Print out each record below, unaltered and complete, without its images.

begin

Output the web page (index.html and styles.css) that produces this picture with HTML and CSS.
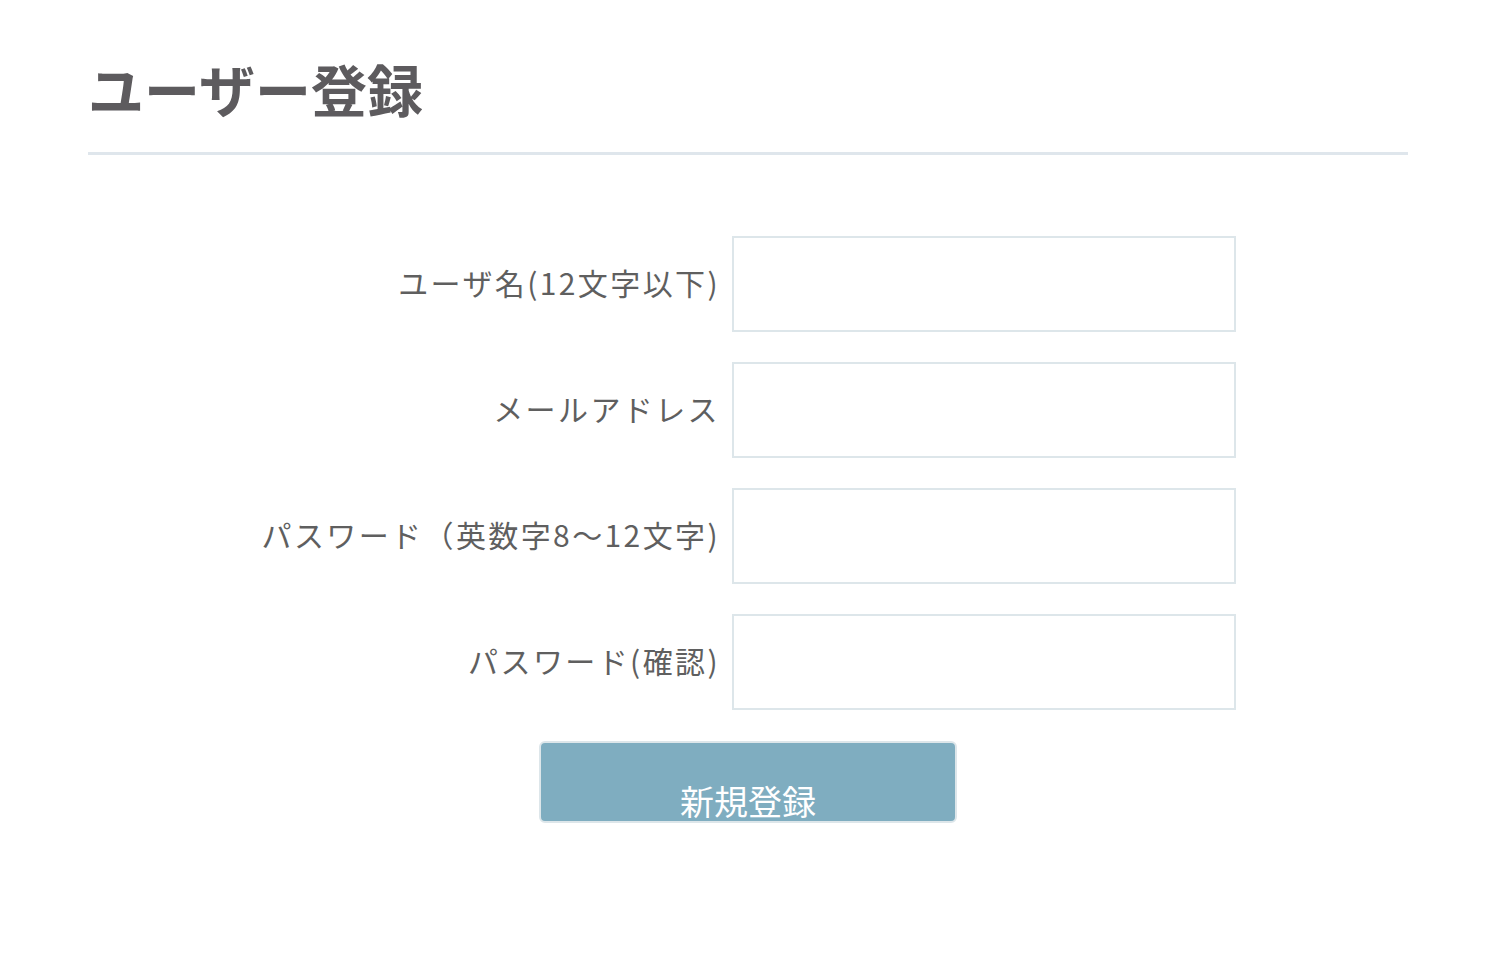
FILE: index.html
```html
<!DOCTYPE html>
<html lang="ja">
<head>
<meta charset="utf-8">
<title>ユーザー登録</title>
<link rel="stylesheet" href="styles.css">
</head>
<body>
<div class="container">
  <h1 class="title">ユーザー登録</h1>
  <form class="form">
    <div class="grid">
      <label class="label" for="name">ユーザ名(12文字以下)</label>
      <input class="input" id="name" type="text">
      <label class="label" for="mail">メールアドレス</label>
      <input class="input" id="mail" type="email">
      <label class="label" for="pw">パスワード（英数字8〜12文字)</label>
      <input class="input" id="pw" type="password">
      <label class="label" for="pw2">パスワード(確認)</label>
      <input class="input" id="pw2" type="password">
    </div>
    <button class="submit" type="button">新規登録</button>
  </form>
</div>
</body>
</html>
```

FILE: styles.css
```css
html, body {
  margin: 0;
  padding: 0;
  background: #ffffff;
}
body {
  font-family: "Noto Sans CJK JP", "Noto Sans", sans-serif;
  color: #5e5e5e;
}
.container {
  width: 1320px;
  margin: 0 auto;
}
.title {
  margin: 0;
  padding-top: 54px;
  padding-bottom: 31px;
  font-size: 56px;
  line-height: 67px;
  font-weight: 700;
  color: #5d5b5e;
  border-bottom: 3px solid #dfe6ec;
}
.form {
  padding-top: 81px;
  display: flex;
  flex-direction: column;
}
.grid {
  display: grid;
  grid-template-columns: 632px 504px;
  column-gap: 12px;
  row-gap: 30px;
  align-items: center;
}
.label {
  text-align: right;
  font-size: 30px;
  letter-spacing: 2.4px;
  color: #5f5f5f;
  line-height: 40px;
  padding-bottom: 5px;
  white-space: nowrap;
}
.input {
  box-sizing: border-box;
  width: 504px;
  height: 96px;
  margin: 0;
  border: 2px solid #dde6ea;
  background: #fff;
  outline: none;
}
.submit {
  box-sizing: border-box;
  align-self: center;
  margin-top: 31px;
  width: 418px;
  height: 82px;
  border: 2px solid #dde6ea;
  border-radius: 6px;
  background: #7fadc0;
  color: #ffffff;
  font-family: "Noto Sans CJK JP", "Noto Sans", sans-serif;
  font-size: 34px;
  line-height: 34px;
  padding: 41px 0 3px;
  text-align: center;
  overflow: hidden;
}
```
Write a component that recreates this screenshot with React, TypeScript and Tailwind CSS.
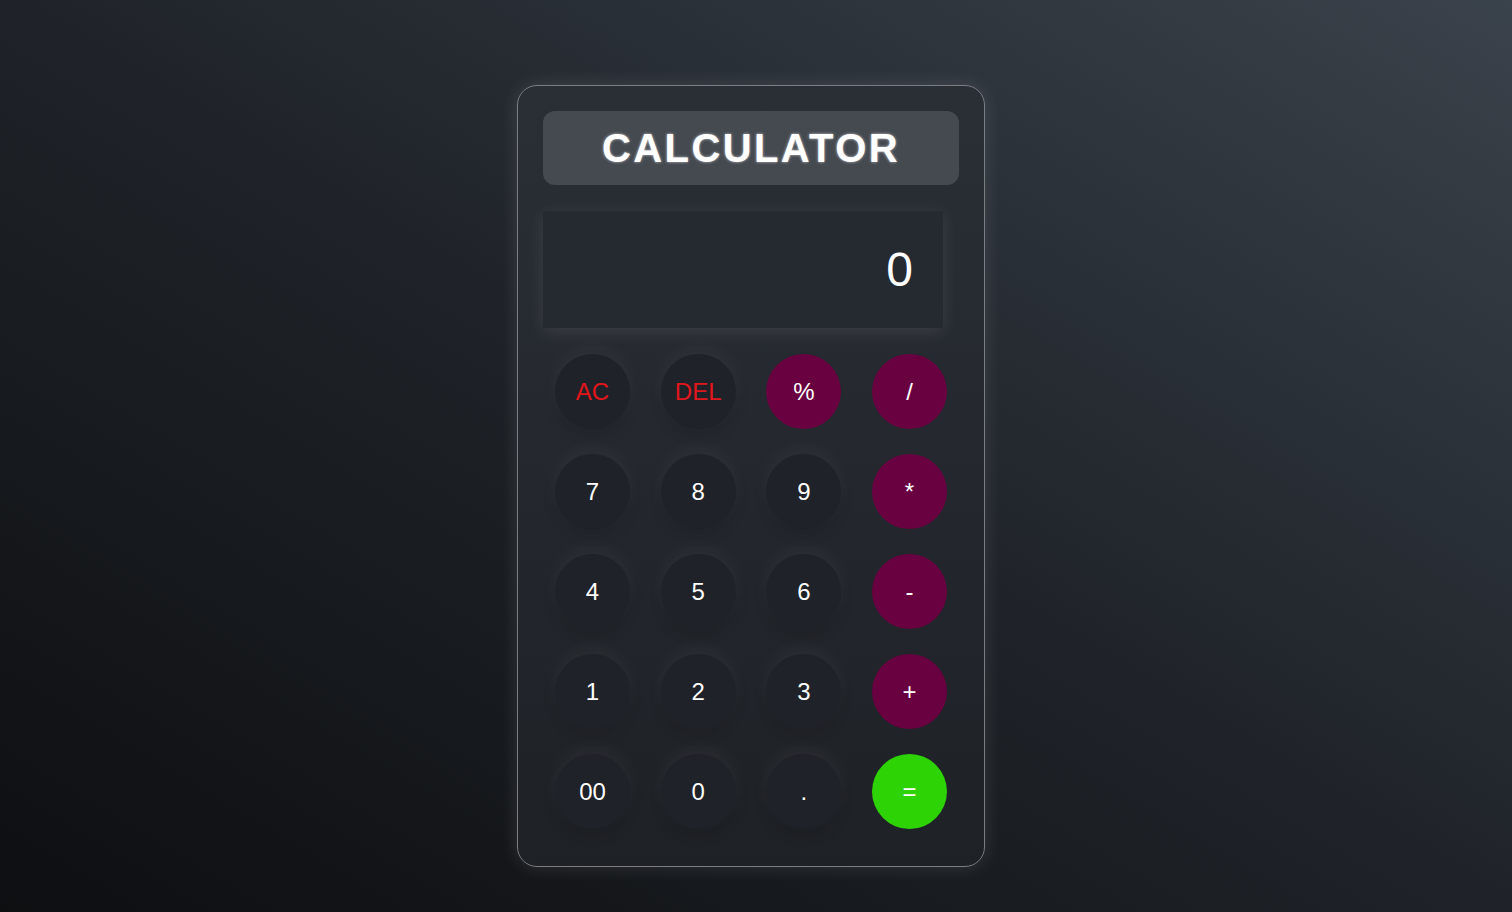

end

• _Task answer_
Output the web page (index.html and styles.css) that produces this picture with HTML and CSS.
FILE: index.html
```html
<!DOCTYPE html>
<html lang="ja">
<head>
<meta charset="utf-8">
<title>ユーザー登録</title>
<link rel="stylesheet" href="styles.css">
</head>
<body>
<div class="container">
  <h1 class="title">ユーザー登録</h1>
  <form class="form">
    <div class="grid">
      <label class="label" for="name">ユーザ名(12文字以下)</label>
      <input class="input" id="name" type="text">
      <label class="label" for="mail">メールアドレス</label>
      <input class="input" id="mail" type="email">
      <label class="label" for="pw">パスワード（英数字8〜12文字)</label>
      <input class="input" id="pw" type="password">
      <label class="label" for="pw2">パスワード(確認)</label>
      <input class="input" id="pw2" type="password">
    </div>
    <button class="submit" type="button">新規登録</button>
  </form>
</div>
</body>
</html>
```

FILE: styles.css
```css
html, body {
  margin: 0;
  padding: 0;
  background: #ffffff;
}
body {
  font-family: "Noto Sans CJK JP", "Noto Sans", sans-serif;
  color: #5e5e5e;
}
.container {
  width: 1320px;
  margin: 0 auto;
}
.title {
  margin: 0;
  padding-top: 54px;
  padding-bottom: 31px;
  font-size: 56px;
  line-height: 67px;
  font-weight: 700;
  color: #5d5b5e;
  border-bottom: 3px solid #dfe6ec;
}
.form {
  padding-top: 81px;
  display: flex;
  flex-direction: column;
}
.grid {
  display: grid;
  grid-template-columns: 632px 504px;
  column-gap: 12px;
  row-gap: 30px;
  align-items: center;
}
.label {
  text-align: right;
  font-size: 30px;
  letter-spacing: 2.4px;
  color: #5f5f5f;
  line-height: 40px;
  padding-bottom: 5px;
  white-space: nowrap;
}
.input {
  box-sizing: border-box;
  width: 504px;
  height: 96px;
  margin: 0;
  border: 2px solid #dde6ea;
  background: #fff;
  outline: none;
}
.submit {
  box-sizing: border-box;
  align-self: center;
  margin-top: 31px;
  width: 418px;
  height: 82px;
  border: 2px solid #dde6ea;
  border-radius: 6px;
  background: #7fadc0;
  color: #ffffff;
  font-family: "Noto Sans CJK JP", "Noto Sans", sans-serif;
  font-size: 34px;
  line-height: 34px;
  padding: 41px 0 3px;
  text-align: center;
  overflow: hidden;
}
```
Write a component that recreates this screenshot with React, TypeScript and Tailwind CSS.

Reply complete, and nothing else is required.